Today is Martin Luther King, Jr.'s birthday. In the US, it is a day to celebrate his life andaccomplishments and to acknowledge the importance of inclusion and the civil rights movement. It has also become a day of service and an opportunity to encourage people to get involved in their communities. Many of King's inspirational speeches have been reduced to memorable quotes. Among them are some of my favorites:
- Life's most persistent and urgent question is, 'What are you doing for others?'
- Darkness cannot drive out darkness; only light can do that. Hate cannot drive out hate; only love can do that.
- The time is always right to do what is right.
- Our lives begin to end the day we become silent about things that matter.
This year, I've added another to my list of favorites. For me, it explains why we get involved in our community by joining with others in a service club. King said,
"Everyone can be great because anybody can serve. You don't have to have a college degree to serve. You don't have to make your subject and verb agree to serve...You only need a heart full of grace. A soul generated by love."
Service above self sets the tone for all I strive to accomplish as a club, district and international leader for Optimist International. It is my hope to inspire others to organize and make a positive impact on their communities by analyzing needs and making plans to satisfy those needs. As citizens, it is our responsibility to make our communities better.
In his farewell address to the nation, US President Barack Obama expressed the same idea. He spoke of the most important office in a democracy: Citizen. He said,
"It falls to each of us to be those those anxious, jealous guardians of our democracy; to embrace the joyous task we've been given to continually try to improve this great nation of ours. Because for all our outward differences, we, in fact, all share the same proud title, the most important office in a democracy: Citizen. Citizen.

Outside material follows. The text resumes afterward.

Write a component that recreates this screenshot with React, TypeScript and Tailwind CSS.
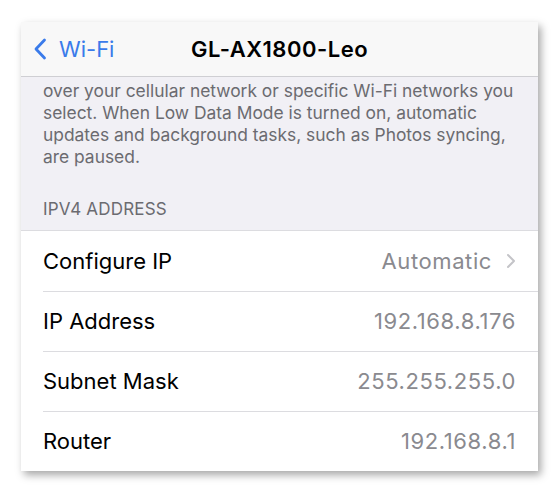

So, you see, that's what our democracy demands. It needs you. Not just when there's an election, not just when your own narrow interest is at stake, but over the full span of a lifetime. If you're tired of arguing with strangers on the Internet, try talking with one of them in real life. If something needs fixing, then lace up your shoes and do some organizing. If you're disappointed by your elected officials, grab a clipboard, get some signatures, and run for office yourself. Show up. Dive in. Stay at it.
Sometimes you'll win. Sometimes you'll lose. Presuming a reservoir of goodness in other people, that can be a risk, and there will be times when the process will disappoint you. But for those of us fortunate enough to have been a part of this work, and to see it up close, let me tell you, it can energize and inspire."
President Obama's message was, of course, aimed at the citizens of the United States. I believe his message, and Martin Luther King, Jr.'s message before him, apply to the world. We must be involved in our communities. We must take responsibility for our own well-being.We must help make the world better for others.
I recommend sharing that service with friends as part of an Optimist Club. Together we can. Together we will.